(Task objective) Give every line back verbatim, dropping all images.

....

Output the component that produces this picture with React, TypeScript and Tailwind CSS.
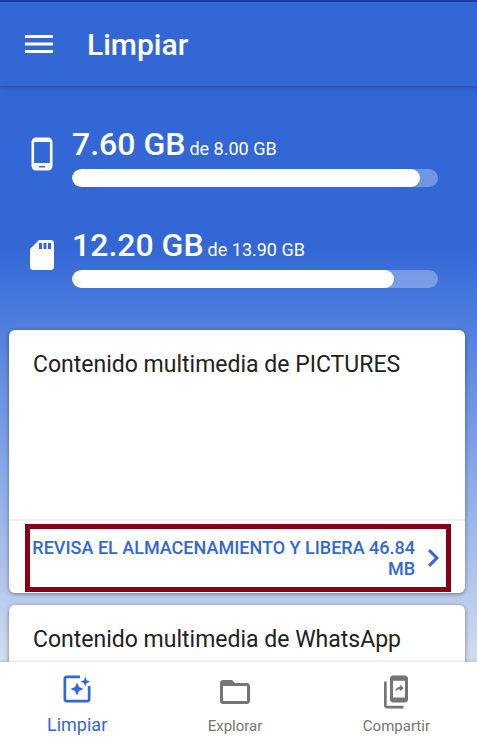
import type { ReactNode } from 'react';
import clsx from 'clsx';

type StorageRowProps = {
  label: string;
  used: string;
  total: string;
  percent: number;
  icon: ReactNode;
};

type NavItemProps = {
  label: string;
  icon: ReactNode;
  active?: boolean;
};

function MenuIcon() {
  return (
    <svg viewBox="0 0 28 18" className="h-[18px] w-7" fill="currentColor" aria-hidden="true">
      <path d="M0 0h28v3H0zM0 7.5h28v3H0zM0 15h28v3H0z" />
    </svg>
  );
}

function PhoneIcon() {
  return (
    <svg viewBox="0 0 24 24" className="size-9" fill="currentColor" aria-hidden="true">
      <path d="M16 1H8C6.34 1 5 2.34 5 4v16c0 1.66 1.34 3 3 3h8c1.66 0 3-1.34 3-3V4c0-1.66-1.34-3-3-3zm-2 20h-4v-1h4v1zm3.25-3H6.75V4h10.5v14z" />
    </svg>
  );
}

function SdCardIcon() {
  return (
    <svg viewBox="0 0 24 24" className="size-9" fill="currentColor" aria-hidden="true">
      <path d="M18 2h-8L4.02 8 4 20c0 1.1.9 2 2 2h12c1.1 0 2-.9 2-2V4c0-1.1-.9-2-2-2zm-6 6h-2V4h2v4zm3 0h-2V4h2v4zm3 0h-2V4h2v4z" />
    </svg>
  );
}

function ChevronIcon() {
  return (
    <svg viewBox="8.59 6 7.41 12" className="h-[18px] w-[11px] shrink-0" fill="currentColor" aria-hidden="true">
      <path d="M10 6L8.59 7.41 13.17 12l-4.58 4.59L10 18l6-6z" />
    </svg>
  );
}

function CleanIcon() {
  return (
    <svg viewBox="0 0 24 24" className="size-9" fill="currentColor" aria-hidden="true">
      <path d="M14 3H5c-1.1 0-2 .9-2 2v14c0 1.1.9 2 2 2h14c1.1 0 2-.9 2-2v-9h-1.8v9.2H4.8V4.8H14z" />
      <path d="M12 7.6l-1.300 3.100L7.600 12l3.100 1.300L12 16.400l1.300-3.100L16.400 12l-3.100-1.300z" />
      <path d="M17.500 3.900l-.9 2.300-2.300.9 2.300.9.9 2.300.9-2.300 2.300-.9-2.300-.9z" />
    </svg>
  );
}

function FolderIcon() {
  return (
    <svg viewBox="0 0 24 24" className="size-9" fill="currentColor" aria-hidden="true">
      <path d="M20 6h-8l-2-2H4c-1.1 0-1.99.9-1.99 2L2 18c0 1.1.9 2 2 2h16c1.1 0 2-.9 2-2V8c0-1.1-.9-2-2-2zm0 12H4V8h16v10z" />
    </svg>
  );
}

function ShareIcon() {
  return (
    <svg viewBox="0 0 24 24" className="size-9" fill="currentColor" aria-hidden="true">
      <path d="M18 1h-8C8.9 1 8 1.9 8 3v14c0 1.1.9 2 2 2h8c1.1 0 2-.9 2-2V3c0-1.1-.9-2-2-2zm0 14.7h-8V4.5h8v11.2z" />
      <path d="M4 5h1.8v16.2H17V23H6c-1.1 0-2-.9-2-2z" />
      <path d="M17.2 9.300l-2.400-2.100v1.200c-2.100.3-3 1.700-3.400 3.400.8-1 1.800-1.400 3.400-1.400v1.100z" />
    </svg>
  );
}

function StorageRow({ label, used, total, percent, icon }: StorageRowProps) {
  return (
    <section aria-label={label} className="flex items-start gap-3">
      <div className="pt-2">{icon}</div>
      <div className="flex-1">
        <p className="flex h-8 items-baseline gap-1 leading-8">
          <span className="text-[32px] font-medium">{used}</span>
          <span className="text-lg leading-8">de {total}</span>
        </p>
        <div className="mt-[9px] h-[18px] overflow-hidden rounded-full bg-white/30">
          <div className="h-full rounded-full bg-white" style={{ width: `${percent}%` }} />
        </div>
      </div>
    </section>
  );
}

function NavItem({ label, icon, active = false }: NavItemProps) {
  return (
    <a
      href="#"
      aria-current={active ? 'page' : undefined}
      className={clsx(
        'flex flex-col items-center',
        active ? 'gap-2 pt-[9px] text-lg leading-5 text-[#3367d6]' : 'gap-[6px] pt-3 text-[15px] leading-5 text-[#757575]',
      )}
    >
      {icon}
      {label}
    </a>
  );
}

export default function App() {
  return (
    <div className="flex h-screen flex-col overflow-hidden bg-[#3367d6] font-['Roboto',sans-serif]">
      <header className="z-10 flex h-[86px] shrink-0 items-center gap-[34px] border-t-2 border-[#1c3aa9] bg-[#3367d6] px-[25px] text-white shadow-[0_1px_5px_rgba(0,0,0,0.3)]">
        <button type="button" aria-label="Abrir menú">
          <MenuIcon />
        </button>
        <h1 className="text-[30px] font-medium">Limpiar</h1>
      </header>

      <main className="min-h-0 flex-1 overflow-hidden bg-linear-to-b from-[#3367d6] from-28% to-[#d2dcf0]">
        <div className="flex flex-col gap-[42px] pt-[42px] pr-[39px] pb-[42px] pl-6 text-white">
          <StorageRow label="Almacenamiento interno" used="7.60 GB" total="8.00 GB" percent={95} icon={<PhoneIcon />} />
          <StorageRow label="Tarjeta SD" used="12.20 GB" total="13.90 GB" percent={88} icon={<SdCardIcon />} />
        </div>

        <div className="flex flex-col gap-3 pr-3 pl-[9px] text-[#212121]">
          <article className="rounded-md bg-white pb-px shadow-[0_1px_4px_rgba(0,0,0,0.4)]">
            <h2 className="h-[189px] px-6 pt-[21px] text-[23px] leading-7">Contenido multimedia de PICTURES</h2>
            <div className="border-t-2 border-[#f0f0f0] pt-[3px] pr-[14px] pl-4">
              <button
                type="button"
                className="flex w-full items-center gap-[13px] border-5 border-[#880015] py-2 pr-[7px] text-right text-lg leading-[21px] font-medium text-[#3367d6]"
              >
                <span className="flex-1">REVISA EL ALMACENAMIENTO Y LIBERA 46.84 MB</span>
                <ChevronIcon />
              </button>
            </div>
          </article>
          <article className="rounded-md bg-white shadow-[0_1px_4px_rgba(0,0,0,0.4)]">
            <h2 className="h-[189px] px-6 pt-[21px] text-[23px] leading-7">Contenido multimedia de WhatsApp</h2>
          </article>
        </div>
      </main>

      <nav className="z-10 flex h-[82px] shrink-0 justify-between bg-white px-[47px] shadow-[0_-1px_3px_rgba(0,0,0,0.12)]">
        <NavItem label="Limpiar" icon={<CleanIcon />} active />
        <NavItem label="Explorar" icon={<FolderIcon />} />
        <NavItem label="Compartir" icon={<ShareIcon />} />
      </nav>
    </div>
  );
}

....

(Correct output)
Output the component that produces this picture with React, TypeScript and Tailwind CSS.
import type { ReactNode } from 'react';
import clsx from 'clsx';

type StorageRowProps = {
  label: string;
  used: string;
  total: string;
  percent: number;
  icon: ReactNode;
};

type NavItemProps = {
  label: string;
  icon: ReactNode;
  active?: boolean;
};

function MenuIcon() {
  return (
    <svg viewBox="0 0 28 18" className="h-[18px] w-7" fill="currentColor" aria-hidden="true">
      <path d="M0 0h28v3H0zM0 7.5h28v3H0zM0 15h28v3H0z" />
    </svg>
  );
}

function PhoneIcon() {
  return (
    <svg viewBox="0 0 24 24" className="size-9" fill="currentColor" aria-hidden="true">
      <path d="M16 1H8C6.34 1 5 2.34 5 4v16c0 1.66 1.34 3 3 3h8c1.66 0 3-1.34 3-3V4c0-1.66-1.34-3-3-3zm-2 20h-4v-1h4v1zm3.25-3H6.75V4h10.5v14z" />
    </svg>
  );
}

function SdCardIcon() {
  return (
    <svg viewBox="0 0 24 24" className="size-9" fill="currentColor" aria-hidden="true">
      <path d="M18 2h-8L4.02 8 4 20c0 1.1.9 2 2 2h12c1.1 0 2-.9 2-2V4c0-1.1-.9-2-2-2zm-6 6h-2V4h2v4zm3 0h-2V4h2v4zm3 0h-2V4h2v4z" />
    </svg>
  );
}

function ChevronIcon() {
  return (
    <svg viewBox="8.59 6 7.41 12" className="h-[18px] w-[11px] shrink-0" fill="currentColor" aria-hidden="true">
      <path d="M10 6L8.59 7.41 13.17 12l-4.58 4.59L10 18l6-6z" />
    </svg>
  );
}

function CleanIcon() {
  return (
    <svg viewBox="0 0 24 24" className="size-9" fill="currentColor" aria-hidden="true">
      <path d="M14 3H5c-1.1 0-2 .9-2 2v14c0 1.1.9 2 2 2h14c1.1 0 2-.9 2-2v-9h-1.8v9.2H4.8V4.8H14z" />
      <path d="M12 7.6l-1.300 3.100L7.600 12l3.100 1.300L12 16.400l1.300-3.100L16.400 12l-3.100-1.300z" />
      <path d="M17.500 3.900l-.9 2.300-2.300.9 2.300.9.9 2.300.9-2.300 2.300-.9-2.300-.9z" />
    </svg>
  );
}

function FolderIcon() {
  return (
    <svg viewBox="0 0 24 24" className="size-9" fill="currentColor" aria-hidden="true">
      <path d="M20 6h-8l-2-2H4c-1.1 0-1.99.9-1.99 2L2 18c0 1.1.9 2 2 2h16c1.1 0 2-.9 2-2V8c0-1.1-.9-2-2-2zm0 12H4V8h16v10z" />
    </svg>
  );
}

function ShareIcon() {
  return (
    <svg viewBox="0 0 24 24" className="size-9" fill="currentColor" aria-hidden="true">
      <path d="M18 1h-8C8.9 1 8 1.9 8 3v14c0 1.1.9 2 2 2h8c1.1 0 2-.9 2-2V3c0-1.1-.9-2-2-2zm0 14.7h-8V4.5h8v11.2z" />
      <path d="M4 5h1.8v16.2H17V23H6c-1.1 0-2-.9-2-2z" />
      <path d="M17.2 9.300l-2.400-2.100v1.200c-2.100.3-3 1.700-3.400 3.400.8-1 1.800-1.400 3.400-1.400v1.100z" />
    </svg>
  );
}

function StorageRow({ label, used, total, percent, icon }: StorageRowProps) {
  return (
    <section aria-label={label} className="flex items-start gap-3">
      <div className="pt-2">{icon}</div>
      <div className="flex-1">
        <p className="flex h-8 items-baseline gap-1 leading-8">
          <span className="text-[32px] font-medium">{used}</span>
          <span className="text-lg leading-8">de {total}</span>
        </p>
        <div className="mt-[9px] h-[18px] overflow-hidden rounded-full bg-white/30">
          <div className="h-full rounded-full bg-white" style={{ width: `${percent}%` }} />
        </div>
      </div>
    </section>
  );
}

function NavItem({ label, icon, active = false }: NavItemProps) {
  return (
    <a
      href="#"
      aria-current={active ? 'page' : undefined}
      className={clsx(
        'flex flex-col items-center',
        active ? 'gap-2 pt-[9px] text-lg leading-5 text-[#3367d6]' : 'gap-[6px] pt-3 text-[15px] leading-5 text-[#757575]',
      )}
    >
      {icon}
      {label}
    </a>
  );
}

export default function App() {
  return (
    <div className="flex h-screen flex-col overflow-hidden bg-[#3367d6] font-['Roboto',sans-serif]">
      <header className="z-10 flex h-[86px] shrink-0 items-center gap-[34px] border-t-2 border-[#1c3aa9] bg-[#3367d6] px-[25px] text-white shadow-[0_1px_5px_rgba(0,0,0,0.3)]">
        <button type="button" aria-label="Abrir menú">
          <MenuIcon />
        </button>
        <h1 className="text-[30px] font-medium">Limpiar</h1>
      </header>

      <main className="min-h-0 flex-1 overflow-hidden bg-linear-to-b from-[#3367d6] from-28% to-[#d2dcf0]">
        <div className="flex flex-col gap-[42px] pt-[42px] pr-[39px] pb-[42px] pl-6 text-white">
          <StorageRow label="Almacenamiento interno" used="7.60 GB" total="8.00 GB" percent={95} icon={<PhoneIcon />} />
          <StorageRow label="Tarjeta SD" used="12.20 GB" total="13.90 GB" percent={88} icon={<SdCardIcon />} />
        </div>

        <div className="flex flex-col gap-3 pr-3 pl-[9px] text-[#212121]">
          <article className="rounded-md bg-white pb-px shadow-[0_1px_4px_rgba(0,0,0,0.4)]">
            <h2 className="h-[189px] px-6 pt-[21px] text-[23px] leading-7">Contenido multimedia de PICTURES</h2>
            <div className="border-t-2 border-[#f0f0f0] pt-[3px] pr-[14px] pl-4">
              <button
                type="button"
                className="flex w-full items-center gap-[13px] border-5 border-[#880015] py-2 pr-[7px] text-right text-lg leading-[21px] font-medium text-[#3367d6]"
              >
                <span className="flex-1">REVISA EL ALMACENAMIENTO Y LIBERA 46.84 MB</span>
                <ChevronIcon />
              </button>
            </div>
          </article>
          <article className="rounded-md bg-white shadow-[0_1px_4px_rgba(0,0,0,0.4)]">
            <h2 className="h-[189px] px-6 pt-[21px] text-[23px] leading-7">Contenido multimedia de WhatsApp</h2>
          </article>
        </div>
      </main>

      <nav className="z-10 flex h-[82px] shrink-0 justify-between bg-white px-[47px] shadow-[0_-1px_3px_rgba(0,0,0,0.12)]">
        <NavItem label="Limpiar" icon={<CleanIcon />} active />
        <NavItem label="Explorar" icon={<FolderIcon />} />
        <NavItem label="Compartir" icon={<ShareIcon />} />
      </nav>
    </div>
  );
}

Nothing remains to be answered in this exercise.